The Court of Appeal allowed the appeal and remitted the matter to the Designated Family Judge in Exeter for further case management. The Court referred to the guidance set out in PD 12J child arrangements and contact orders: Domestic Violence and Harm, which was not followed, and to the President's decision in Q v Q [2015] EWCA Civ 991, as follows:
The key question, which requires 'stricter scrutiny', is whether the recorder has taken all necessary steps to facilitate contact as can reasonably be demanded in the circumstances of the particular case.
The court found that the recorder had failed to grapple with all the available alternatives before abandoning hope of achieving direct contact.
Legal aid funding in private law cases
In R (on the application of Rights of Women) v Lord Chancellor [2016] EWCA Civ 91, the Court of Appeal was dealing with the appellant charity's, Rights of Women's appeal against a decision refusing its application for judicial review of the Civil Legal Aid (Procedure) Regulations 2012, Regulation 33.
The charity argued that regulation 33 exceeded the powers, conferred on the Lord Chancellor, to make regulations by the Legal Aid, Sentencing and Punishment of Offenders Act 2012. Or alternatively, it breached the principles in Padfield v Minister of Agriculture, Fisheries and Food [1968] A.C. 997, because it frustrated the purpose of the Act.

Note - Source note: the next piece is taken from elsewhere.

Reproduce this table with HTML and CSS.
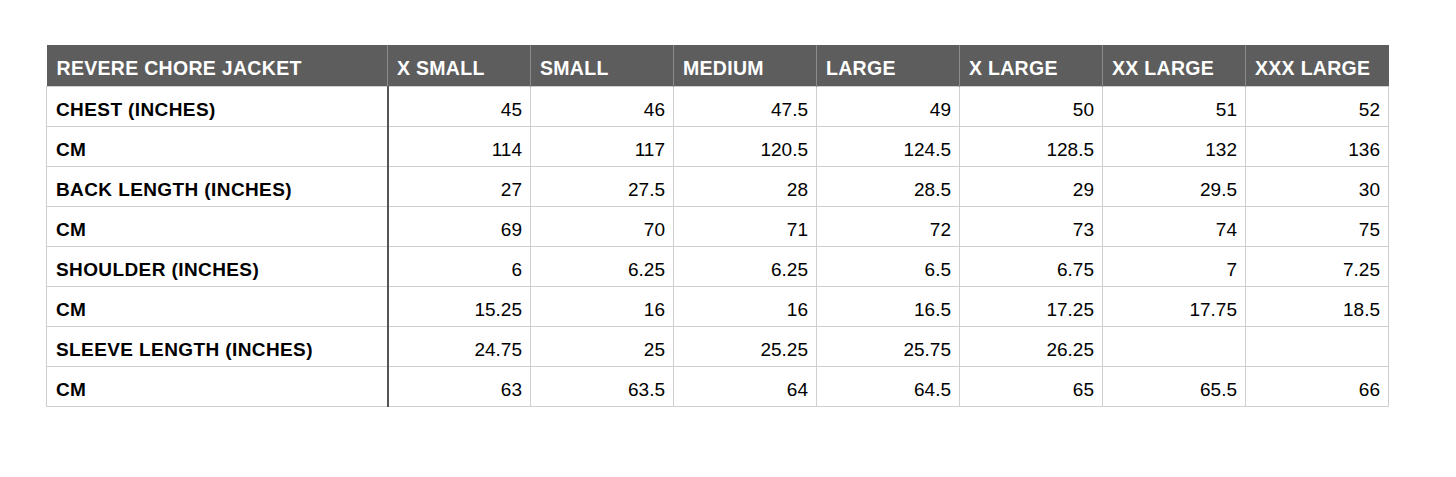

The Court of Appeal in allowing the appeal held that the rule operated in a completely arbitrary manner and there was no safety valve which enabled the victims of domestic violence to explain why they were unable to obtain verification of that violence less than 24 months before proceedings began. For those reasons, Regulation 33 frustrated the purposes of the Act and was invalid insofar as it imposed a requirement that the verification of the domestic violence had to be dated within a period of 24 months before the application, and insofar as it made no provision for victims of financial abuse.